Scrivendo dal carcere mentre il fascismo italiano si assicurava il controllo dell'Italia, era comprensibile che Gramsci fosse indotto a rivolgere uno sguardo critico verso la tattica e la strategia del Partito comunista d'Italia, sia in retrospettiva sia in relazione al futuro. Da qui la sua rivisitazione della questione meridionale. Sarebbe inopportuno generalizzare le sue conclusioni estendendole a qualsiasi progetto rivoluzionario inserito in situazioni diverse.

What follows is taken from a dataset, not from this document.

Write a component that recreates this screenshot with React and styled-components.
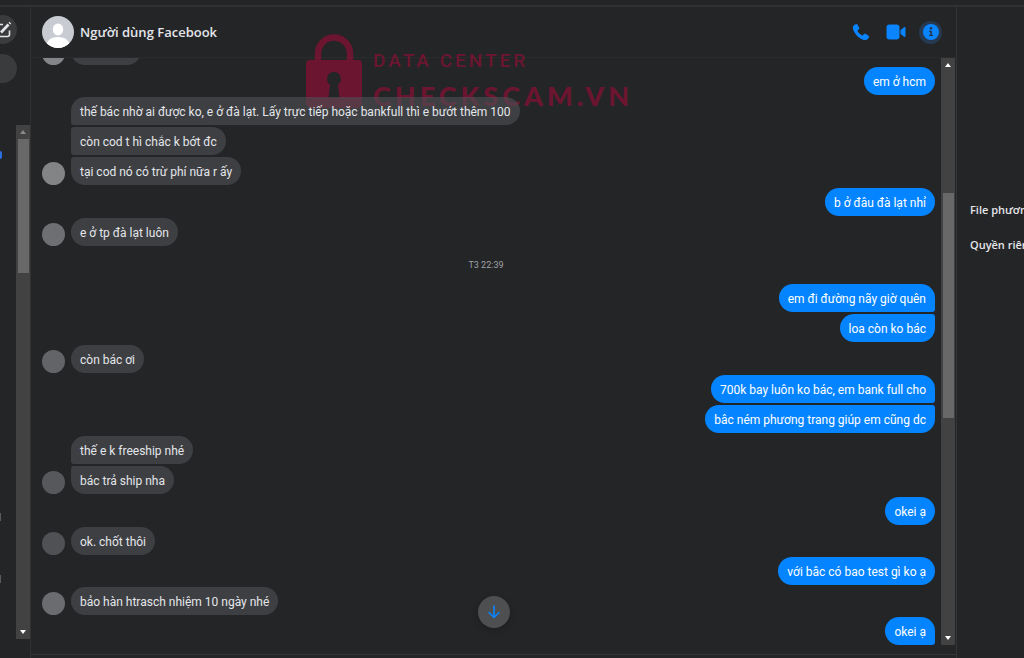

Hobsbawm, dal canto suo, scriveva in un'epoca (il 1977) in cui i consensi elettorali del PCI erano in crescita (il 34% nel 1976, con un incremento del 7%), il PCI era impegnato nel compromesso storico ispirato da Gramsci e l'eurocomunismo era in ascesa. Nello stesso tempo, la rivoluzione portoghese, su cui la sinistra socialista aveva riversato grandi aspettative, sembrava in procinto di deludere tali attese procedendo in direzione di una riconciliazione con l'insieme dei Paesi europei. Hobsbawm, come altri fautori della via eurocomunista, cercò una spiegazione in Gramsci: «...in Paesi in cui i vecchi regimi sono stati rovesciati da una rivoluzione, come il Portogallo, vediamo come in assenza di una forza egemone perfino le rivoluzioni possano finire nelle secche». La storia non è stata tenera verso l'eurocomunismo e il progetto del PCI.

La frase forse più citata di Gramsci è: «La crisi consiste appunto nel fatto che il vecchio muore e il nuovo non può nascere: in questo interregno si verificano fenomeni morbosi». Il grande regista Joseph Losey, messo in lista nera e costretto a espatriare, utilizzò questa citazione di Gramsci con grande effetto nel preambolo della sua versione cinematografica del Don Giovanni di Mozart. Altri se ne sono serviti per illustrare le numerose crisi che hanno colpito il sistema capitalista.

Si potrebbe dire che oggi ci troviamo proprio in questo tipo di interregno, in cui il sistema capitalista si affanna nel tentativo di continuare a dominare alla «vecchia maniera».

Forse, quindi, possiamo imparare molto da Gramsci. Ma dobbiamo ricordare che egli rimase sempre un leninista. Se fosse ancora vivo oggi, andrebbe in cerca del partito capace di dare vita al «nuovo».